We asked the FEMA representative if he was hopeful the federal government had the money to lend a hand.
"How they run the money in Washington, it works out for the best sometimes," Craine said.
But he said it is a long process that simply starts with this tour; once the damage assessment is made, the Governor can request a Presidential Disaster Declaration for Oklahoma.
Meanwhile, some homeowners aren't sure what to do after documenting damage.

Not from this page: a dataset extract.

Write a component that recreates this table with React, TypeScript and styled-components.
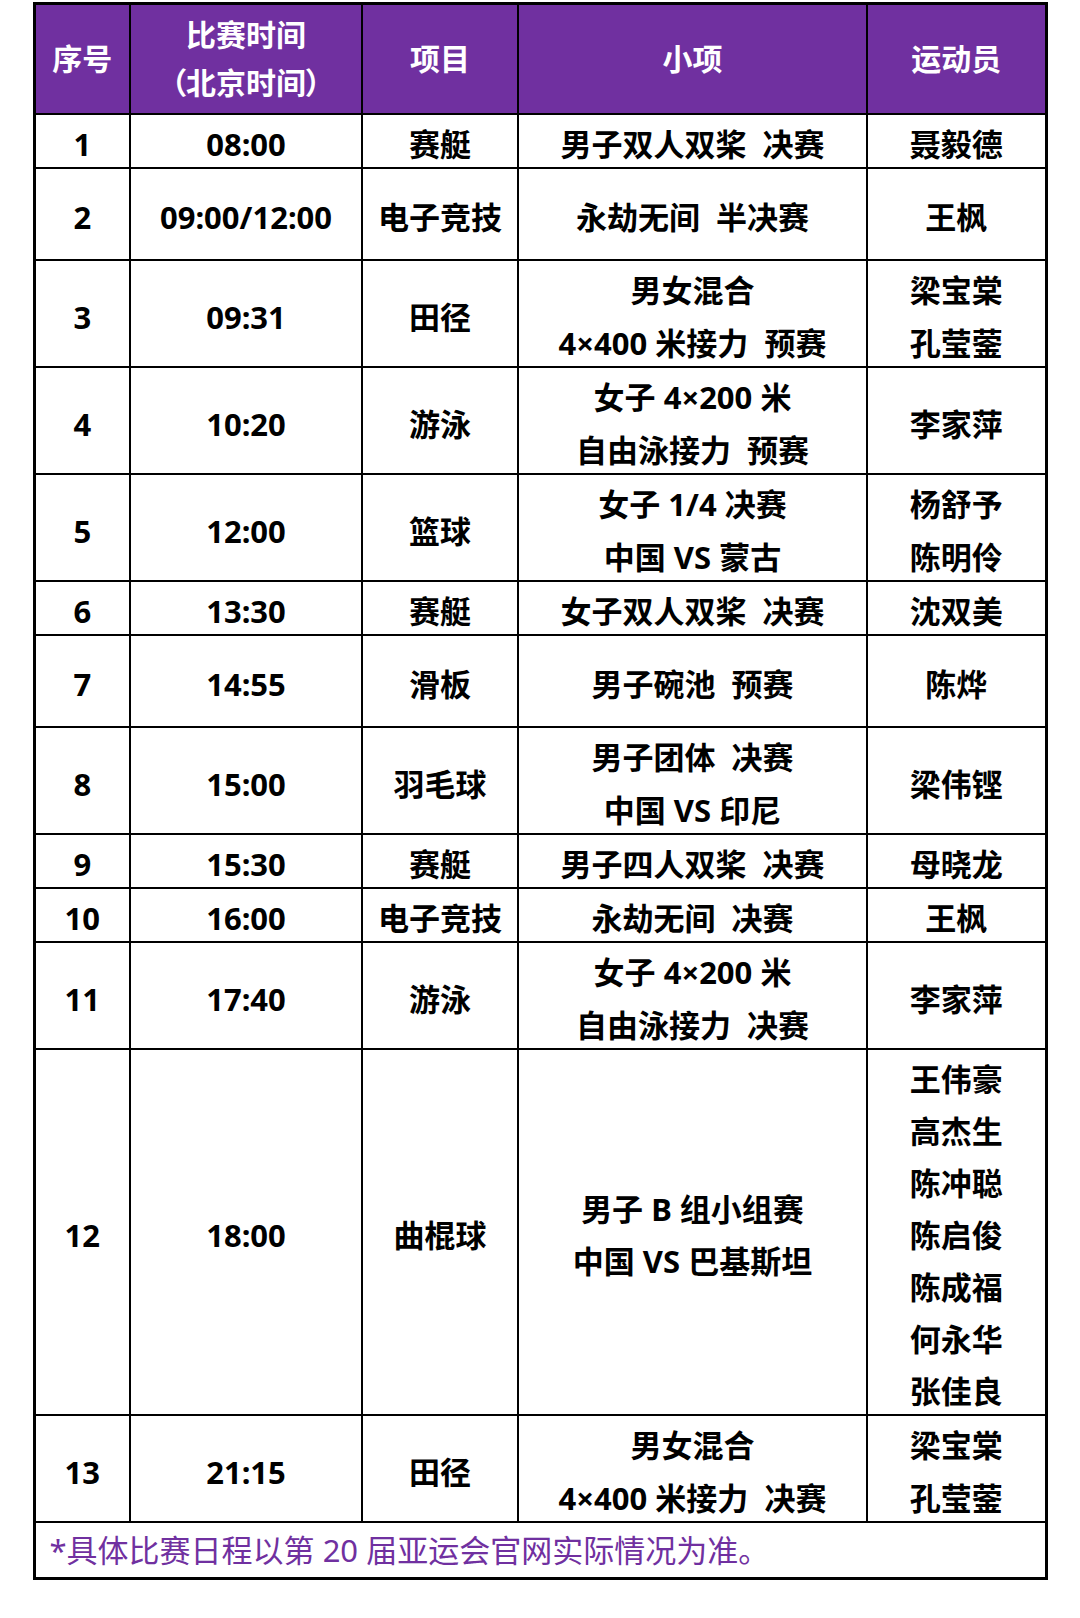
import React from 'react';
import styled, { createGlobalStyle } from 'styled-components';

const PURPLE = '#7030a0';

const GlobalStyle = createGlobalStyle`
    html, body {
        margin: 0;
        padding: 0;
        background: #fff;
    }
`;

const Page = styled.div`
    width: 1080px;
    min-height: 1618px;
    padding-top: 2px;
    box-sizing: border-box;
`;

const Table = styled.table`
    width: 1012px;
    margin: 0 auto;
    border-collapse: collapse;
    table-layout: fixed;
    border: 3px solid #000;
    font-family: 'Noto Sans', 'Noto Sans CJK SC', sans-serif;
`;

const Col = styled.col<{ $width: number }>`
    width: ${({ $width }) => $width}px;
`;

const HeadCell = styled.th`
    height: 108px;
    padding: 0;
    border: 2px solid #000;
    background: ${PURPLE};
    color: #fff;
    font-size: 30px;
    font-weight: 700;
    line-height: 48px;
    text-align: center;
    vertical-align: middle;
`;

/* full-width brackets squeezed to half width, as in the source table */
const Bracket = styled.span`
    font-feature-settings: 'palt';
`;

const Cell = styled.td<{ $tall?: boolean }>`
    height: ${({ $tall }) => ($tall ? '90px' : 'auto')};
    padding: 0;
    border: 2px solid #000;
    color: #000;
    font-size: 31px;
    font-weight: 700;
    text-align: center;
    vertical-align: middle;
    white-space: pre;
`;

/* one text line of a body cell: fixed slot, glyphs sit a little low */
const Line = styled.span<{ $slot?: number }>`
    display: block;
    box-sizing: border-box;
    height: ${({ $slot = 52 }) => $slot}px;
    padding-top: 6px;
    line-height: ${({ $slot = 52 }) => $slot - 6}px;
`;

const HeadLine = styled.span`
    display: block;
`;

const NoteCell = styled.td`
    height: 54px;
    padding: 0 14px;
    border: 2px solid #000;
    color: ${PURPLE};
    font-size: 31px;
    font-weight: 400;
    line-height: 52px;
    text-align: left;
    vertical-align: middle;
    white-space: pre;
`;

type Row = {
    no: string;
    time: string;
    sport: string;
    event: string[];
    athletes: string[];
    tall?: boolean;
};

const rows: Row[] = [
    { no: '1', time: '08:00', sport: '赛艇', event: ['男子双人双桨  决赛'], athletes: ['聂毅德'] },
    { no: '2', time: '09:00/12:00', sport: '电子竞技', event: ['永劫无间  半决赛'], athletes: ['王枫'], tall: true },
    { no: '3', time: '09:31', sport: '田径', event: ['男女混合', '4×400 米接力  预赛'], athletes: ['梁宝棠', '孔莹蓥'] },
    { no: '4', time: '10:20', sport: '游泳', event: ['女子 4×200 米', '自由泳接力  预赛'], athletes: ['李家萍'] },
    { no: '5', time: '12:00', sport: '篮球', event: ['女子 1/4 决赛', '中国 VS 蒙古'], athletes: ['杨舒予', '陈明伶'] },
    { no: '6', time: '13:30', sport: '赛艇', event: ['女子双人双桨  决赛'], athletes: ['沈双美'] },
    { no: '7', time: '14:55', sport: '滑板', event: ['男子碗池  预赛'], athletes: ['陈烨'], tall: true },
    { no: '8', time: '15:00', sport: '羽毛球', event: ['男子团体  决赛', '中国 VS 印尼'], athletes: ['梁伟铿'] },
    { no: '9', time: '15:30', sport: '赛艇', event: ['男子四人双桨  决赛'], athletes: ['母晓龙'] },
    { no: '10', time: '16:00', sport: '电子竞技', event: ['永劫无间  决赛'], athletes: ['王枫'] },
    { no: '11', time: '17:40', sport: '游泳', event: ['女子 4×200 米', '自由泳接力  决赛'], athletes: ['李家萍'] },
    {
        no: '12',
        time: '18:00',
        sport: '曲棍球',
        event: ['男子 B 组小组赛', '中国 VS 巴基斯坦'],
        athletes: ['王伟豪', '高杰生', '陈冲聪', '陈启俊', '陈成福', '何永华', '张佳良'],
    },
    { no: '13', time: '21:15', sport: '田径', event: ['男女混合', '4×400 米接力  决赛'], athletes: ['梁宝棠', '孔莹蓥'] },
];

const Lines = ({ items }: { items: string[] }) => (
    <>
        {items.map((text, i) => (
            <Line key={i} $slot={items.length === 2 ? 52.5 : 52}>
                {text}
            </Line>
        ))}
    </>
);

export default function App() {
    return (
        <Page>
            <GlobalStyle />
            <Table>
                <colgroup>
                    <Col $width={96} />
                    <Col $width={232} />
                    <Col $width={156} />
                    <Col $width={349} />
                    <Col $width={179} />
                </colgroup>
                <thead>
                    <tr>
                        <HeadCell>序号</HeadCell>
                        <HeadCell>
                            <HeadLine>比赛时间</HeadLine>
                            <HeadLine>
                                <Bracket>（</Bracket>北京时间<Bracket>）</Bracket>
                            </HeadLine>
                        </HeadCell>
                        <HeadCell>项目</HeadCell>
                        <HeadCell>小项</HeadCell>
                        <HeadCell>运动员</HeadCell>
                    </tr>
                </thead>
                <tbody>
                    {rows.map((row) => (
                        <tr key={row.no}>
                            <Cell $tall={row.tall}>
                                <Line>{row.no}</Line>
                            </Cell>
                            <Cell $tall={row.tall}>
                                <Line>{row.time}</Line>
                            </Cell>
                            <Cell $tall={row.tall}>
                                <Line>{row.sport}</Line>
                            </Cell>
                            <Cell $tall={row.tall}>
                                <Lines items={row.event} />
                            </Cell>
                            <Cell $tall={row.tall}>
                                <Lines items={row.athletes} />
                            </Cell>
                        </tr>
                    ))}
                    <tr>
                        <NoteCell colSpan={5}>*具体比赛日程以第 20 届亚运会官网实际情况为准。</NoteCell>
                    </tr>
                </tbody>
            </Table>
        </Page>
    );
}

They are not sure if they can afford repairs.
"These are questions I'm sure a lot of people would like to hear about," said Gary Landra, Prague native. "Until things happen and we get a determination on structural damage, we'll just be in limbo."
If you have damage to your properties, call Lincoln County Emergency Management at (405)-258-1258.
FEMA flyers are going up on doorsteps of people who've already reported the damage and want to make an appointment.